- INSTRUCTIONS TO FOLLOW -
Quote the whole listing verbatim.

----

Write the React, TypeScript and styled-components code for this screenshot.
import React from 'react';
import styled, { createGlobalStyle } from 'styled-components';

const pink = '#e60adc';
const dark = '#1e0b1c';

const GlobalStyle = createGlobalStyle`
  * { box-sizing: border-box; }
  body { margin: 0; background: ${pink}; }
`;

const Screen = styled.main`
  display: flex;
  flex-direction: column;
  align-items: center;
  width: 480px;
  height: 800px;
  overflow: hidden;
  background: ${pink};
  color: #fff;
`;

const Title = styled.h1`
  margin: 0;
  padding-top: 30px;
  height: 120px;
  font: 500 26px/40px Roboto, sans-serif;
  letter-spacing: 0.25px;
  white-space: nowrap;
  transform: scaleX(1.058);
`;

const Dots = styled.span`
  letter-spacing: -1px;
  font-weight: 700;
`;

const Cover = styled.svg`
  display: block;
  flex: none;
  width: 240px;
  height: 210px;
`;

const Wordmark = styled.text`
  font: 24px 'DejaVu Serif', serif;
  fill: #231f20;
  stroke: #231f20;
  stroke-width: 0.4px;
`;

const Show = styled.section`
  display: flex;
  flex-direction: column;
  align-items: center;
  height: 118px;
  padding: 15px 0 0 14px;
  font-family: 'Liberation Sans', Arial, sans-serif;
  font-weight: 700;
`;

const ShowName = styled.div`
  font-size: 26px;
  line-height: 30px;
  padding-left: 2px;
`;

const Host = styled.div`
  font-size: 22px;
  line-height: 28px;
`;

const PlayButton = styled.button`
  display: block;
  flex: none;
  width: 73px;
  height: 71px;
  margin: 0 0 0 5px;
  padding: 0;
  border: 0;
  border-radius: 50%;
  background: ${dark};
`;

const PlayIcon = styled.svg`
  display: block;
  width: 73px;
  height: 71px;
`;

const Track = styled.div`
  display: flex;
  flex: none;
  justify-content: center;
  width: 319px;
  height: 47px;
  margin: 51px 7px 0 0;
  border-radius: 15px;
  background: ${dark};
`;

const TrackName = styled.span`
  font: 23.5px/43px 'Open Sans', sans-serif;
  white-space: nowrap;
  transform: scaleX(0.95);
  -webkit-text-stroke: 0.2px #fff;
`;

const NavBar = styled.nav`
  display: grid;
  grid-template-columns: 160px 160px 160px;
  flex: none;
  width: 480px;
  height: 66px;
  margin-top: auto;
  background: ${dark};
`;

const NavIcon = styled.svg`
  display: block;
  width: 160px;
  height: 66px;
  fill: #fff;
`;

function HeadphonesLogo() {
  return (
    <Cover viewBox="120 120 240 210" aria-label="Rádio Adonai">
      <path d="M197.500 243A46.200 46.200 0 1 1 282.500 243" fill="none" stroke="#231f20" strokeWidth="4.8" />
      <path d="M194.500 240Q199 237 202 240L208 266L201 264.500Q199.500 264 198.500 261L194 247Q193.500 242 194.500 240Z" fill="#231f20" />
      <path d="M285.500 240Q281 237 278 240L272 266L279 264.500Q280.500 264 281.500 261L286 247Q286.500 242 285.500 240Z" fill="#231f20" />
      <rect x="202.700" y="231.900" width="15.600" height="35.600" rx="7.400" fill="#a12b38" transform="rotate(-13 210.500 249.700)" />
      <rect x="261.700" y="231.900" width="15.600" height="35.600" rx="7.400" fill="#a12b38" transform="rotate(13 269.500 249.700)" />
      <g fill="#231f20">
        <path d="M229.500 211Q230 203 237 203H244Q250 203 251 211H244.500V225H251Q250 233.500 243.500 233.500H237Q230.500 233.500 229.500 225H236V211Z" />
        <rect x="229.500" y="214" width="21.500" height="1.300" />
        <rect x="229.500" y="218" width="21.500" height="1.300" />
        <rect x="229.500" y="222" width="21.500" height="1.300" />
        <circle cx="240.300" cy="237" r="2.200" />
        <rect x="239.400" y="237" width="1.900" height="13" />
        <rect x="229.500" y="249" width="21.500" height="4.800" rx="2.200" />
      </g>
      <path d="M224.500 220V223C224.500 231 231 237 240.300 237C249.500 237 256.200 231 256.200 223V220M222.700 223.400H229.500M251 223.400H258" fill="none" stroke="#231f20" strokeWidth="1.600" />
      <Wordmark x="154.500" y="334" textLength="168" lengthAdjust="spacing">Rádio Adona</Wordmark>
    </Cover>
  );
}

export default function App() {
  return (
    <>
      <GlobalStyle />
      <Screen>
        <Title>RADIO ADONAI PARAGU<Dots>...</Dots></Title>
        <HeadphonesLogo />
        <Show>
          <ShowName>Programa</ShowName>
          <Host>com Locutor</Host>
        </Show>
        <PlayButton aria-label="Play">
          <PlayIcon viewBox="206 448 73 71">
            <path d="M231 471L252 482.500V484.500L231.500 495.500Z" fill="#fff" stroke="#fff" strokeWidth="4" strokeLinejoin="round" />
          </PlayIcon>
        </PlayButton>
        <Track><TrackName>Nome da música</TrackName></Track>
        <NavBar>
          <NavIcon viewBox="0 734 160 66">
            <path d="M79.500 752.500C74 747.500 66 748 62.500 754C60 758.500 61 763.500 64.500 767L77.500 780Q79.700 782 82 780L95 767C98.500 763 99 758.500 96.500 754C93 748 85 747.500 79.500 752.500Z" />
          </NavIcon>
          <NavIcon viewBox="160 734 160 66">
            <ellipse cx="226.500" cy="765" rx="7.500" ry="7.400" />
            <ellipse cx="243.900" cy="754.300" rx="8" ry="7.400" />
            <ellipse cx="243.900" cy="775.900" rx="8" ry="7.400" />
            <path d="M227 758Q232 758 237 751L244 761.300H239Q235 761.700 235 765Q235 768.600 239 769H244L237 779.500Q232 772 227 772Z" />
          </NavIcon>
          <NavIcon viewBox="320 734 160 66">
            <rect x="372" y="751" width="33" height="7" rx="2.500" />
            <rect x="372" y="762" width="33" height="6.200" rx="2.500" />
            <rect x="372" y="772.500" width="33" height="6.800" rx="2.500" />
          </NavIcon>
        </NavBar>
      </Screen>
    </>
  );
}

----

- WRITTEN RESPONSE -
Write the React, TypeScript and styled-components code for this screenshot.
import React from 'react';
import styled, { createGlobalStyle } from 'styled-components';

const pink = '#e60adc';
const dark = '#1e0b1c';

const GlobalStyle = createGlobalStyle`
  * { box-sizing: border-box; }
  body { margin: 0; background: ${pink}; }
`;

const Screen = styled.main`
  display: flex;
  flex-direction: column;
  align-items: center;
  width: 480px;
  height: 800px;
  overflow: hidden;
  background: ${pink};
  color: #fff;
`;

const Title = styled.h1`
  margin: 0;
  padding-top: 30px;
  height: 120px;
  font: 500 26px/40px Roboto, sans-serif;
  letter-spacing: 0.25px;
  white-space: nowrap;
  transform: scaleX(1.058);
`;

const Dots = styled.span`
  letter-spacing: -1px;
  font-weight: 700;
`;

const Cover = styled.svg`
  display: block;
  flex: none;
  width: 240px;
  height: 210px;
`;

const Wordmark = styled.text`
  font: 24px 'DejaVu Serif', serif;
  fill: #231f20;
  stroke: #231f20;
  stroke-width: 0.4px;
`;

const Show = styled.section`
  display: flex;
  flex-direction: column;
  align-items: center;
  height: 118px;
  padding: 15px 0 0 14px;
  font-family: 'Liberation Sans', Arial, sans-serif;
  font-weight: 700;
`;

const ShowName = styled.div`
  font-size: 26px;
  line-height: 30px;
  padding-left: 2px;
`;

const Host = styled.div`
  font-size: 22px;
  line-height: 28px;
`;

const PlayButton = styled.button`
  display: block;
  flex: none;
  width: 73px;
  height: 71px;
  margin: 0 0 0 5px;
  padding: 0;
  border: 0;
  border-radius: 50%;
  background: ${dark};
`;

const PlayIcon = styled.svg`
  display: block;
  width: 73px;
  height: 71px;
`;

const Track = styled.div`
  display: flex;
  flex: none;
  justify-content: center;
  width: 319px;
  height: 47px;
  margin: 51px 7px 0 0;
  border-radius: 15px;
  background: ${dark};
`;

const TrackName = styled.span`
  font: 23.5px/43px 'Open Sans', sans-serif;
  white-space: nowrap;
  transform: scaleX(0.95);
  -webkit-text-stroke: 0.2px #fff;
`;

const NavBar = styled.nav`
  display: grid;
  grid-template-columns: 160px 160px 160px;
  flex: none;
  width: 480px;
  height: 66px;
  margin-top: auto;
  background: ${dark};
`;

const NavIcon = styled.svg`
  display: block;
  width: 160px;
  height: 66px;
  fill: #fff;
`;

function HeadphonesLogo() {
  return (
    <Cover viewBox="120 120 240 210" aria-label="Rádio Adonai">
      <path d="M197.500 243A46.200 46.200 0 1 1 282.500 243" fill="none" stroke="#231f20" strokeWidth="4.8" />
      <path d="M194.500 240Q199 237 202 240L208 266L201 264.500Q199.500 264 198.500 261L194 247Q193.500 242 194.500 240Z" fill="#231f20" />
      <path d="M285.500 240Q281 237 278 240L272 266L279 264.500Q280.500 264 281.500 261L286 247Q286.500 242 285.500 240Z" fill="#231f20" />
      <rect x="202.700" y="231.900" width="15.600" height="35.600" rx="7.400" fill="#a12b38" transform="rotate(-13 210.500 249.700)" />
      <rect x="261.700" y="231.900" width="15.600" height="35.600" rx="7.400" fill="#a12b38" transform="rotate(13 269.500 249.700)" />
      <g fill="#231f20">
        <path d="M229.500 211Q230 203 237 203H244Q250 203 251 211H244.500V225H251Q250 233.500 243.500 233.500H237Q230.500 233.500 229.500 225H236V211Z" />
        <rect x="229.500" y="214" width="21.500" height="1.300" />
        <rect x="229.500" y="218" width="21.500" height="1.300" />
        <rect x="229.500" y="222" width="21.500" height="1.300" />
        <circle cx="240.300" cy="237" r="2.200" />
        <rect x="239.400" y="237" width="1.900" height="13" />
        <rect x="229.500" y="249" width="21.500" height="4.800" rx="2.200" />
      </g>
      <path d="M224.500 220V223C224.500 231 231 237 240.300 237C249.500 237 256.200 231 256.200 223V220M222.700 223.400H229.500M251 223.400H258" fill="none" stroke="#231f20" strokeWidth="1.600" />
      <Wordmark x="154.500" y="334" textLength="168" lengthAdjust="spacing">Rádio Adona</Wordmark>
    </Cover>
  );
}

export default function App() {
  return (
    <>
      <GlobalStyle />
      <Screen>
        <Title>RADIO ADONAI PARAGU<Dots>...</Dots></Title>
        <HeadphonesLogo />
        <Show>
          <ShowName>Programa</ShowName>
          <Host>com Locutor</Host>
        </Show>
        <PlayButton aria-label="Play">
          <PlayIcon viewBox="206 448 73 71">
            <path d="M231 471L252 482.500V484.500L231.500 495.500Z" fill="#fff" stroke="#fff" strokeWidth="4" strokeLinejoin="round" />
          </PlayIcon>
        </PlayButton>
        <Track><TrackName>Nome da música</TrackName></Track>
        <NavBar>
          <NavIcon viewBox="0 734 160 66">
            <path d="M79.500 752.500C74 747.500 66 748 62.500 754C60 758.500 61 763.500 64.500 767L77.500 780Q79.700 782 82 780L95 767C98.500 763 99 758.500 96.500 754C93 748 85 747.500 79.500 752.500Z" />
          </NavIcon>
          <NavIcon viewBox="160 734 160 66">
            <ellipse cx="226.500" cy="765" rx="7.500" ry="7.400" />
            <ellipse cx="243.900" cy="754.300" rx="8" ry="7.400" />
            <ellipse cx="243.900" cy="775.900" rx="8" ry="7.400" />
            <path d="M227 758Q232 758 237 751L244 761.300H239Q235 761.700 235 765Q235 768.600 239 769H244L237 779.500Q232 772 227 772Z" />
          </NavIcon>
          <NavIcon viewBox="320 734 160 66">
            <rect x="372" y="751" width="33" height="7" rx="2.500" />
            <rect x="372" y="762" width="33" height="6.200" rx="2.500" />
            <rect x="372" y="772.500" width="33" height="6.800" rx="2.500" />
          </NavIcon>
        </NavBar>
      </Screen>
    </>
  );
}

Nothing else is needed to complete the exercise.